Jamás he podido olvidarte  ciudad de mis glorias y miserias, tierra de las noblezas y plebeyeces más extremas, reino de las ataraxias paralizantes. Volveré a tu encuentro. Ya faltan pocos y mágicos   ocasos, entreverados de rosas y turquesas,  para alcanzar una gloria renovada en tu seno materno. Y, entonces,  nadie  podrá separarnos, te lo juro. Cobijarás mis futuros  pasos inseguros. Alentarás mi escritura vacilante. Iluminarás mis cataratas con tu luz cristalina. Custodiarás con celo los secretos más preciados del baúl de mi memoria. Serás de nuevo mi nodriza. Amamantaré mi torpeza de tus senos ubérrimos, como ya hice recién llegado al mundo,  en un  sereno crepúsculo    abrileño  sobre el oasis del palmeral,  en la incipiente tiniebla azulada de la noche. Y, cuando llegue mi hora, cerrará mis ojos tu viento impetuoso,  remansado piadosamente  sobre mi frente de marfil,  en un acariciante beso de despedida. Será tu tierra milenaria la que acompañe mi último sueño en el que, pese a la negra inconsciencia de la muerte y el olvido, hasta las sombras podrán oír cómo grito, rendido de pasión, tu nombre de princesa.

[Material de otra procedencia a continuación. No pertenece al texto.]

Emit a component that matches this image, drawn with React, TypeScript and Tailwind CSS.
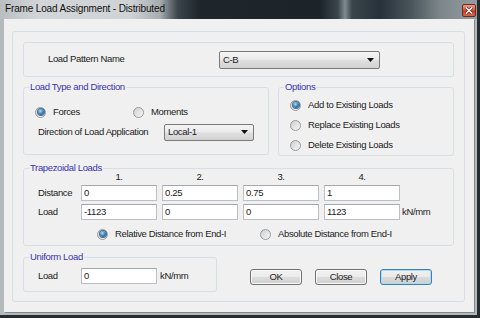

Siempre estaremos juntos. Porque, si  Dios me revistiera de su gloria, serás tú, mi Jaén, a mi lado, una Jerusalén celeste, renacida y rutilante, que es aquello que siempre habrías podido ser, si no hubieras padecido siempre tanta y tanta   diselpidia  y  te hubieras decidido a navegar el mar de las  osadas aventuras,  sin más brújula que tu corazón y el deseo de arribar  a puertos nuevos.

¡Despierta por fin!, ciudad amada. Busca  sin descanso, Jaén de mi memoria. Escudriña estos tiempos nuevos sin perder tu esencia. Estar vivo es eso, pues, aunque  nada encontraras la búsqueda no resultaría infructuosa. Te colmaría de vida. Renacerías, ciudad amada.